BIOGRAPHY

Dr Hanh Bui

Dr Hanh Bui is the Teaching and Research Fellow at Shakespeare’s Globe. Her scholarship is positioned at the crossroads of race, age, disability, and early modern theatre. Her work has appeared in Shakespeare Survey, Renaissance Studies, Renaissance Drama, Literature/Film Quarterly, and the edited collection Shakespeare’s Things: Shakespearean Theatre and the Non-Human World in History, Theory, and Performance (Routledge 2021). Her current book project is entitled Birthing Race on Shakespeare’s Stage.

Hanh is also on the steering committee of the Early Modern Scholars of Colour (EMSOC) network. She completed her PhD in English at Brandeis University and her BA at Stanford University.

Research Interests

Hanh’s doctoral thesis addresses the role that medical and scientific technology plays in the performance, construction, and constitution of ageing bodies in Shakespeare’s works. It considers the questions: how did innovations in early modern science affect cultural attitudes toward old age, and how did writers such as Shakespeare respond to these developments?

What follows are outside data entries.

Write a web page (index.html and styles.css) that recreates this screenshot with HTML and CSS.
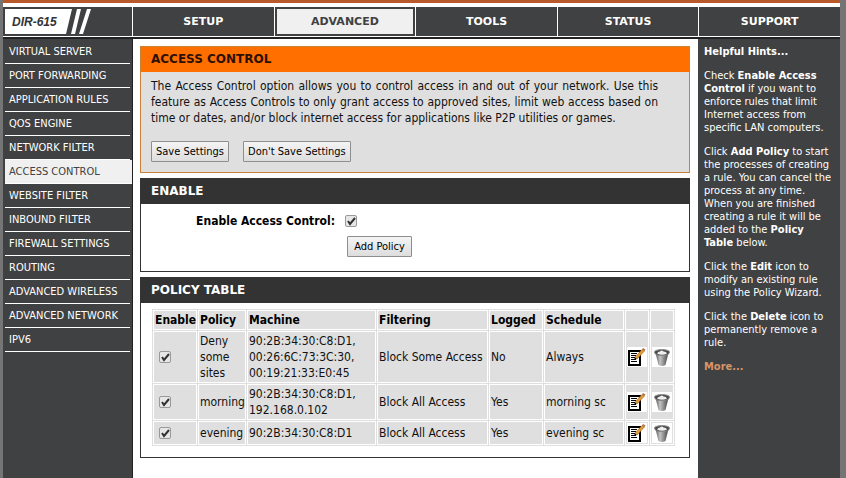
FILE: index.html
```html
<!DOCTYPE html>
<html lang="en">
<head>
    <meta charset="UTF-8">
    <meta name="viewport" content="width=device-width, initial-scale=1.0">
    <title>DIR-615 - Access Control</title>
    <link rel="stylesheet" href="styles.css">
</head>
<body>
    <svg class="sprite" aria-hidden="true">
        <defs>
            <linearGradient id="metal" x1="0" x2="1">
                <stop offset="0" stop-color="#555"/>
                <stop offset=".35" stop-color="#c4c4c4"/>
                <stop offset="1" stop-color="#444"/>
            </linearGradient>
        </defs>
        <symbol id="icon-edit" viewBox="0 0 20 20">
            <rect width="20" height="20" fill="#fff"/>
            <path d="M1 3h13v16H1z" fill="#000"/>
            <path d="M3 5h9v12H3z" fill="#fff"/>
            <path d="M4 6.500h6M4 8.500h5M4 10.500h4M4 12.500h5M4 14.500h6" stroke="#000"/>
            <path d="M7 13l1-3 2 2z" fill="#000"/>
            <path d="M8 10L15 2.500l2.500 1.500-7.500 8z" fill="#e09a3a" stroke="#a5651a" stroke-width=".6"/>
            <path d="M15 2.500l1-1.500 2.500 1.500-1 1.500z" fill="#b5714a"/>
        </symbol>
        <symbol id="icon-delete" viewBox="0 0 20 20">
            <rect width="20" height="20" fill="#fff"/>
            <path d="M3.500 6l3 12q3.500 2 7 0l3-12z" fill="url(#metal)"/>
            <path d="M2.500 5q0-2 7.500-2.500 7.500.500 7.500 2.500 0 3.500-7.500 3.500T2.500 5z" fill="#4a4a4a" stroke="#8a8a8a"/>
            <path d="M5 6.500q1-2 3-2 2-2 3.500 0 3 0 3.500 2-5 2.500-10 0z" fill="#eee"/>
        </symbol>
    </svg>

    <div class="page">
        <div class="banner"></div>

        <div class="topnav">
            <div class="model">
                <svg viewBox="0 0 90 26" width="90" height="26" aria-hidden="true">
                    <path d="M0 0h67l-6 25H0z" fill="#fff"/>
                    <path d="M72 0h4l-6 25h-4zM82 0h4l-8 25h-4z" fill="#fff"/>
                </svg>
                <span>DIR-615</span>
            </div>
            <a href="#">SETUP</a>
            <a href="#" class="active">ADVANCED</a>
            <a href="#">TOOLS</a>
            <a href="#">STATUS</a>
            <a href="#">SUPPORT</a>
        </div>

        <div class="columns">
            <div class="sidenav">
                <a href="#">VIRTUAL SERVER</a>
                <a href="#">PORT FORWARDING</a>
                <a href="#">APPLICATION RULES</a>
                <a href="#">QOS ENGINE</a>
                <a href="#">NETWORK FILTER</a>
                <a href="#" class="active">ACCESS CONTROL</a>
                <a href="#">WEBSITE FILTER</a>
                <a href="#">INBOUND FILTER</a>
                <a href="#">FIREWALL SETTINGS</a>
                <a href="#">ROUTING</a>
                <a href="#">ADVANCED WIRELESS</a>
                <a href="#">ADVANCED NETWORK</a>
                <a href="#">IPV6</a>
            </div>

            <div class="main">
                <div class="box box-intro">
                    <h1>ACCESS CONTROL</h1>
                    <p>The Access Control option allows you to control access in and out of your network. Use this feature as Access Controls to only grant access to approved sites, limit web access based on time or dates, and/or block internet access for applications like P2P utilities or games.</p>
                    <div class="buttons">
                        <button type="button">Save Settings</button>
                        <button type="button">Don't Save Settings</button>
                    </div>
                </div>

                <div class="box box-enable">
                    <h2>ENABLE</h2>
                    <div class="form-row">
                        <label for="enable">Enable Access Control:</label>
                        <input type="checkbox" id="enable" checked>
                    </div>
                    <div class="form-row">
                        <button type="button">Add Policy</button>
                    </div>
                </div>

                <div class="box box-policy">
                    <h2>POLICY TABLE</h2>
                    <table>
                        <colgroup>
                            <col class="c-enable"><col class="c-policy"><col class="c-machine"><col class="c-filter">
                            <col class="c-logged"><col class="c-schedule"><col class="c-icon"><col class="c-icon">
                        </colgroup>
                        <tr>
                            <th>Enable</th>
                            <th>Policy</th>
                            <th>Machine</th>
                            <th>Filtering</th>
                            <th>Logged</th>
                            <th>Schedule</th>
                            <th></th>
                            <th></th>
                        </tr>
                        <tr>
                            <td><input type="checkbox" aria-label="Enable Deny some sites" checked></td>
                            <td>Deny some sites</td>
                            <td>90:2B:34:30:C8:D1, 00:26:6C:73:3C:30, 00:19:21:33:E0:45</td>
                            <td>Block Some Access</td>
                            <td>No</td>
                            <td>Always</td>
                            <td class="icon"><a href="#" aria-label="Edit"><svg><use href="#icon-edit"/></svg></a></td>
                            <td class="icon"><a href="#" aria-label="Delete"><svg><use href="#icon-delete"/></svg></a></td>
                        </tr>
                        <tr>
                            <td><input type="checkbox" aria-label="Enable morning" checked></td>
                            <td>morning</td>
                            <td>90:2B:34:30:C8:D1, 192.168.0.102</td>
                            <td>Block All Access</td>
                            <td>Yes</td>
                            <td>morning sc</td>
                            <td class="icon"><a href="#" aria-label="Edit"><svg><use href="#icon-edit"/></svg></a></td>
                            <td class="icon"><a href="#" aria-label="Delete"><svg><use href="#icon-delete"/></svg></a></td>
                        </tr>
                        <tr>
                            <td><input type="checkbox" aria-label="Enable evening" checked></td>
                            <td>evening</td>
                            <td>90:2B:34:30:C8:D1</td>
                            <td>Block All Access</td>
                            <td>Yes</td>
                            <td>evening sc</td>
                            <td class="icon"><a href="#" aria-label="Edit"><svg><use href="#icon-edit"/></svg></a></td>
                            <td class="icon"><a href="#" aria-label="Delete"><svg><use href="#icon-delete"/></svg></a></td>
                        </tr>
                    </table>
                </div>
            </div>

            <div class="hints">
                <p><strong>Helpful Hints...</strong></p>
                <p>Check <strong>Enable Access Control</strong> if you want to enforce rules that limit Internet access from specific LAN computers.</p>
                <p>Click <strong>Add Policy</strong> to start the processes of creating a rule. You can cancel the process at any time. When you are finished creating a rule it will be added to the <strong>Policy Table</strong> below.</p>
                <p>Click the <strong>Edit</strong> icon to modify an existing rule using the Policy Wizard.</p>
                <p>Click the <strong>Delete</strong> icon to permanently remove a rule.</p>
                <p><a href="#">More...</a></p>
            </div>
        </div>
    </div>
</body>
</html>
```
FILE: styles.css
```css
:root {
    --dark: #404142;
    --header: #333333;
    --orange: #ff6f00;
    --cell: #dfdfdf;
    --light: #f0f0f0;
    --text-font: "DejaVu Sans Condensed", "Open Sans", sans-serif;
    --title-font: "DejaVu Sans", sans-serif;
}

* {
    box-sizing: border-box;
    margin: 0;
    padding: 0;
}

body {
    background: #757575;
    font-family: var(--text-font);
    font-size: 12px;
    line-height: 16px;
    color: #111;
}

a {
    text-decoration: none;
}

.sprite {
    display: block;
    width: 0;
    height: 0;
}

.page {
    display: flex;
    flex-direction: column;
    min-height: 100vh;
    margin: 0 6px 0 3px;
    background: #fff;
}

.banner {
    height: 3px;
    background: #b9592b;
}

/* top navigation */
.topnav {
    display: grid;
    grid-template-columns: 129px repeat(5, 1fr);
    gap: 1px;
    height: 34px;
    padding-top: 4px;
    padding-bottom: 1px;
}

.topnav a,
.model {
    display: flex;
    align-items: center;
    justify-content: center;
    background: var(--dark);
}

.topnav a {
    font-family: var(--title-font);
    font-size: 11px;
    font-weight: bold;
    color: #fff;
}

.topnav a.active {
    border: 2px solid var(--dark);
    background: var(--light);
    color: var(--dark);
}

.model {
    position: relative;
    justify-content: flex-start;
    padding-left: 2px;
}

.model span {
    position: absolute;
    left: 9px;
    font-family: "Liberation Sans", sans-serif;
    font-size: 12px;
    font-weight: bold;
    font-style: italic;
    color: var(--header);
}

.columns {
    display: flex;
    flex: 1;
    border-top: 2px solid #222;
}

/* left menu */
.sidenav {
    width: 130px;
    padding-top: 1px;
    border-right: 1px solid #222;
    background: var(--dark);
}

.sidenav a {
    display: block;
    height: 24px;
    margin: 0 2px;
    padding-left: 4px;
    border-bottom: 1px solid #fff;
    font-size: 11px;
    line-height: 24px;
    white-space: nowrap;
    color: #fff;
}

.sidenav a.active {
    margin-right: 0;
    background: var(--light);
    color: var(--dark);
}

/* content boxes */
.main {
    flex: 1;
    padding: 7px 8px 20px 7px;
}

.box {
    margin-bottom: 5px;
    border: 1px solid var(--header);
    background: #fff;
}

.box h1,
.box h2 {
    height: 25px;
    padding-left: 10px;
    background: var(--header);
    font-family: var(--title-font);
    font-size: 12px;
    line-height: 25px;
    color: #fff;
}

.box-intro {
    border-color: #c98236;
    background: var(--cell);
}

.box-intro h1 {
    background: var(--orange);
    color: #2c1000;
}

.box-intro p {
    padding: 6px 31px 0 10px;
    text-align: justify;
}

.buttons {
    display: flex;
    gap: 14px;
    padding: 15px 10px 10px;
}

button {
    height: 21px;
    padding: 0 4px;
    border: 1px solid #8e8e8e;
    border-radius: 1px;
    background: linear-gradient(#f4f4f4, #dddddd);
    font-family: var(--text-font);
    font-size: 11px;
    color: #000;
}

input[type="checkbox"] {
    display: block;
    width: 12px;
    height: 12px;
    appearance: none;
    border: 1px solid #999;
    border-radius: 2px;
    background: #e6e6e6;
}

input[type="checkbox"]:checked {
    background: #e6e6e6 url("data:image/svg+xml,%3Csvg xmlns='http://www.w3.org/2000/svg' viewBox='0 0 10 10'%3E%3Cpath d='M2 5l2 3 5-6' fill='none' stroke='%23333' stroke-width='2'/%3E%3C/svg%3E") center / 10px 10px no-repeat;
}

.box-enable {
    padding-bottom: 14px;
}

.form-row {
    display: flex;
    align-items: center;
    gap: 10px;
    padding-left: 206px;
}

.form-row label {
    width: 194px;
    margin-left: -206px;
    flex: none;
    text-align: right;
    font-weight: bold;
    color: #000;
}

.form-row button {
    min-width: 65px;
}

.box-enable h2 + .form-row {
    padding: 9px 0 7px 206px;
}

/* policy table */
.box-policy {
    padding-bottom: 11px;
}

table {
    width: 523px;
    margin: 6px 0 0 11px;
    table-layout: fixed;
    border-spacing: 1px;
    background: var(--cell);
}

th,
td {
    padding: 1px;
    border: 1px solid #fff;
    background: var(--cell);
    text-align: left;
    vertical-align: middle;
}

th {
    height: 20px;
    color: #000;
}

td input[type="checkbox"] {
    margin-left: 4px;
}

.c-enable { width: 44px; }
.c-policy { width: 48px; }
.c-machine { width: 129px; }
.c-filter { width: 111px; }
.c-logged { width: 54px; }
.c-schedule { width: 80px; }
.c-icon { width: 24px; }

.icon svg {
    display: block;
    width: 20px;
    height: 20px;
}

/* right column */
.hints {
    width: 142px;
    padding: 6px 6px 0 6px;
    background: var(--dark);
    font-size: 11px;
    line-height: 13px;
    color: #fff;
}

.hints p {
    margin-bottom: 11px;
}

.hints a {
    font-weight: bold;
    color: #d99468;
}
```
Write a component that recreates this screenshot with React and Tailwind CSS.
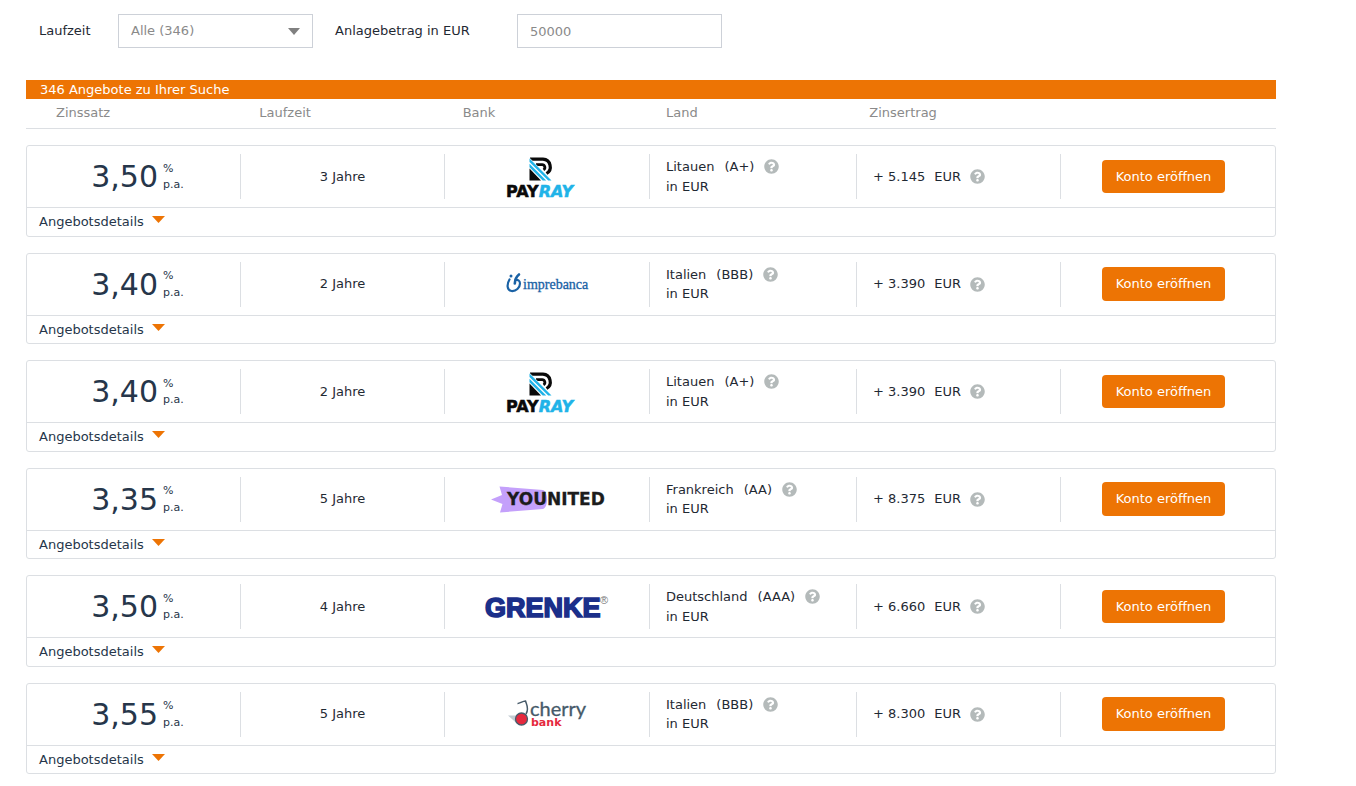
import { useState } from 'react'
import { FaQuestionCircle } from 'react-icons/fa'

const OFFERS = [
  { rate: '3,50', term: '3 Jahre', bank: 'payray', country: 'Litauen', rating: 'A+', yield: '5.145' },
  { rate: '3,40', term: '2 Jahre', bank: 'imprebanca', country: 'Italien', rating: 'BBB', yield: '3.390' },
  { rate: '3,40', term: '2 Jahre', bank: 'payray', country: 'Litauen', rating: 'A+', yield: '3.390' },
  { rate: '3,35', term: '5 Jahre', bank: 'younited', country: 'Frankreich', rating: 'AA', yield: '8.375' },
  { rate: '3,50', term: '4 Jahre', bank: 'grenke', country: 'Deutschland', rating: 'AAA', yield: '6.660' },
  { rate: '3,55', term: '5 Jahre', bank: 'cherry', country: 'Italien', rating: 'BBB', yield: '8.300' },
]

const COLUMNS = ['Zinssatz', 'Laufzeit', 'Bank', 'Land', 'Zinsertrag']

export default function App() {
  const [amount, setAmount] = useState('50000')

  return (
    <main className="ml-[26px] mr-20 pt-[14px] font-['DejaVu_Sans',Verdana,sans-serif] text-[13px] leading-normal text-[#1f2933]">
      <form className="flex items-center pl-[13px]">
        <label htmlFor="term" className="w-[79px]">Laufzeit</label>
        <div className="relative w-[195px]">
          <select
            id="term"
            className="h-[34px] w-full appearance-none border border-[#cdd1d8] bg-white px-3 text-[#8a8a8a]"
          >
            <option>Alle (346)</option>
          </select>
          <Triangle className="pointer-events-none absolute right-[13px] top-[14px] h-[7px] w-3 text-[#808080]" />
        </div>
        <label htmlFor="amount" className="ml-[22px] w-[182px]">Anlagebetrag in EUR</label>
        <input
          id="amount"
          type="text"
          value={amount}
          onChange={(e) => setAmount(e.target.value)}
          className="h-[34px] w-[205px] border border-[#cdd1d8] bg-white px-3 text-[#8a8a8a]"
        />
      </form>

      <h1 className="mt-8 bg-[#ed7404] pl-[14px] leading-[19px] text-white">346 Angebote zu Ihrer Suche</h1>
      <div className="grid grid-cols-6 border-b border-[#dcdfe3] pb-[5px] pl-[30px] pt-1 leading-5 text-[#8a8a8a]">
        {COLUMNS.map((name) => <span key={name}>{name}</span>)}
      </div>

      <ul className="mt-4 flex flex-col gap-4">
        {OFFERS.map((offer, i) => <OfferCard key={i} offer={offer} />)}
      </ul>
    </main>
  )
}

function OfferCard({ offer }) {
  const Logo = LOGOS[offer.bank]
  return (
    <li className="rounded-[3px] border border-[#dcdfe3]">
      <div className="grid grid-cols-[214fr_204fr_205fr_207fr_204fr_214fr] border-b border-[#dcdfe3] py-2">
        <Cell className="justify-center gap-[5px] pl-2 pt-px text-[#26364a]">
          <span className="text-[30px] leading-none">{offer.rate}</span>
          <span className="flex flex-col text-[11px]">
            <span>%</span>
            <span>p.a.</span>
          </span>
        </Cell>
        <Cell className="justify-center">{offer.term}</Cell>
        <Cell className="justify-center"><Logo /></Cell>
        <Cell className="pl-4">
          <div>
            <div className="flex items-center gap-2.5">
              <span>{offer.country}</span>
              <span>({offer.rating})</span>
              <Help label="Länderrating" />
            </div>
            <div>in EUR</div>
          </div>
        </Cell>
        <Cell className="gap-[9px] pl-4">
          <span>+ {offer.yield}</span>
          <span>EUR</span>
          <Help label="Zinsertrag" />
        </Cell>
        <div className="flex h-[45px] items-center justify-center pr-[9px]">
          <button type="button" className="rounded-[4px] bg-[#ed7404] px-[14px] py-[7px] text-white">
            Konto eröffnen
          </button>
        </div>
      </div>
      <button type="button" className="flex items-center gap-2 px-3 py-1 text-[#26364a]">
        Angebotsdetails
        <Triangle className="mb-1 h-[7px] w-[13px] text-[#ed7404]" />
      </button>
    </li>
  )
}

function Cell({ className, children }) {
  return (
    <div className={`flex h-[45px] items-center border-r border-[#dcdfe3] ${className}`}>
      {children}
    </div>
  )
}

function Help({ label }) {
  return (
    <button type="button" aria-label={label} className="text-[#b4baba]">
      <FaQuestionCircle className="size-[15px]" />
    </button>
  )
}

function Triangle({ className }) {
  return (
    <svg viewBox="0 0 12 7" preserveAspectRatio="none" fill="currentColor" className={className} aria-hidden="true">
      <path d="M0 0h12L6 7z" />
    </svg>
  )
}

function LogoFrame({ label, children }) {
  return (
    <svg width="130" height="46" viewBox="0 0 130 46" role="img" aria-label={label} className="shrink-0">
      {children}
    </svg>
  )
}

function PayrayLogo() {
  return (
    <LogoFrame label="PayRay">
      <g fill="none" stroke="#0a0a0a">
        <path d="M48 5.200H61a7.700 7.700 0 0 1 3.500 14.300" strokeWidth="3.200" />
        <path d="M54 10.700H60a2.800 2.800 0 0 1 1.500 5.200" strokeWidth="2.800" />
      </g>
      <path d="M47.500 14.500v12H59z" fill="#0a0a0a" />
      <path d="M47.500 3.700l22.500 22.800h-10L47.500 13.500z" fill="#fff" />
      <path d="M47.500 4.500l22 22h-3.300L47.500 7.900zM47.500 9.800l16.700 16.700h-3.500L47.500 13.300z" fill="#20b3e8" />
      <text x="24" y="43" fontFamily="DejaVu Sans, sans-serif" fontSize="16" fontWeight="700" fill="#0a0a0a" stroke="#0a0a0a" strokeWidth="0.500">
        PAY<tspan fill="#20b3e8" stroke="#20b3e8" fontStyle="italic">RAY</tspan>
      </text>
    </LogoFrame>
  )
}

function ImprebancaLogo() {
  return (
    <LogoFrame label="imprebanca">
      <g fill="none" stroke="#1a62a5" strokeLinecap="round">
        <path d="M27.500 18.500c-3 5-2.500 11 2 11.500 4.500.5 8.500-3.500 8.500-7.500 0-3-2.500-4-4.500-3.500" strokeWidth="2.200" />
        <path d="M37 13.500c-2.500 2-4 5-4.200 9" strokeWidth="2.600" />
      </g>
      <circle cx="29" cy="15" r="1.500" fill="#1a62a5" />
      <text x="41" y="28" fontFamily="Liberation Serif, serif" fontSize="14" fill="#1a62a5" stroke="#1a62a5" strokeWidth="0.300">
        imprebanca
      </text>
    </LogoFrame>
  )
}

function YounitedLogo() {
  return (
    <LogoFrame label="Younited">
      <path d="M9 23.500l11-4.500-2.500-8.500L61 14c5.500 2 5.500 17 0 19l-43 3.500 2.500-8.500z" fill="#c4a0fb" />
      <text x="25" y="29" fontFamily="DejaVu Sans, sans-serif" fontSize="17" fontWeight="700" fill="#1c1c1c" stroke="#1c1c1c" strokeWidth="0.300">
        YOUNITED
      </text>
    </LogoFrame>
  )
}

function GrenkeLogo() {
  return (
    <LogoFrame label="Grenke">
      <text x="3" y="33" fontFamily="Liberation Sans, sans-serif" fontSize="27" fontWeight="700" fill="#1b2f8a" stroke="#1b2f8a" strokeWidth="1.600">
        GRENKE
      </text>
      <text x="118" y="20" fontFamily="Liberation Sans, sans-serif" fontSize="11" fill="#777">®</text>
    </LogoFrame>
  )
}

function CherryLogo() {
  return (
    <LogoFrame label="Cherry Bank">
      <path d="M26 24.500h9v8z" fill="#c3ccd2" />
      <path d="M35.500 12.500c2 .3 5-2.500 8-2.500 1 3.500 4 7.500.5 13" fill="none" stroke="#465a69" strokeWidth="1.500" />
      <circle cx="39.500" cy="28" r="6" fill="#e5293e" stroke="#465a69" strokeWidth="1.300" />
      <text x="48" y="25" fontFamily="Lato, sans-serif" fontSize="20" fill="#465a69" stroke="#465a69" strokeWidth="0.300">cherry</text>
      <text x="49" y="35" fontFamily="DejaVu Sans, sans-serif" fontSize="11" fontWeight="700" fill="#e5293e">bank</text>
    </LogoFrame>
  )
}

const LOGOS = {
  payray: PayrayLogo,
  imprebanca: ImprebancaLogo,
  younited: YounitedLogo,
  grenke: GrenkeLogo,
  cherry: CherryLogo,
}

The project combines multiple approaches and archives to widen the historiography of early modern ageing to focus on material culture – inventions such as the mirror, spectacles, and clock – along with changing medical practices in anatomy and life extension, to explore how science introduced new contingencies to the life course.

Publications

Articles:

‘”Send the midwife”: The Birth of Blackness in Titus Andronicus‘, Renaissance Studies (2024).

‘Sycorax’s Hoop’, Shakespeare Survey (2023).

King Lear and the Duty to Die’, Renaissance Drama (2021).

‘Effigies of Childhood in Kurzel’s Macbeth’, Literature/Film Quarterly (2020).

Chapters:

‘The Mirror and Age in Shakespeare’s Sonnets’, in Brett Gamboa and Lawrence Switzky (eds), Shakespeare’s Things: Shakespearean Theatre and the Non-Human World in History, Theory, and Performance (Routledge, 2020).

Reviews:  

Tomas Macsotay, Cornelis van der Haven, and Karel Vanhaesebrouck (eds), The Hurt(ful) Body: Performing and Beholding Pain, 1600-1800, in British Journal for the History of Science (December 2019).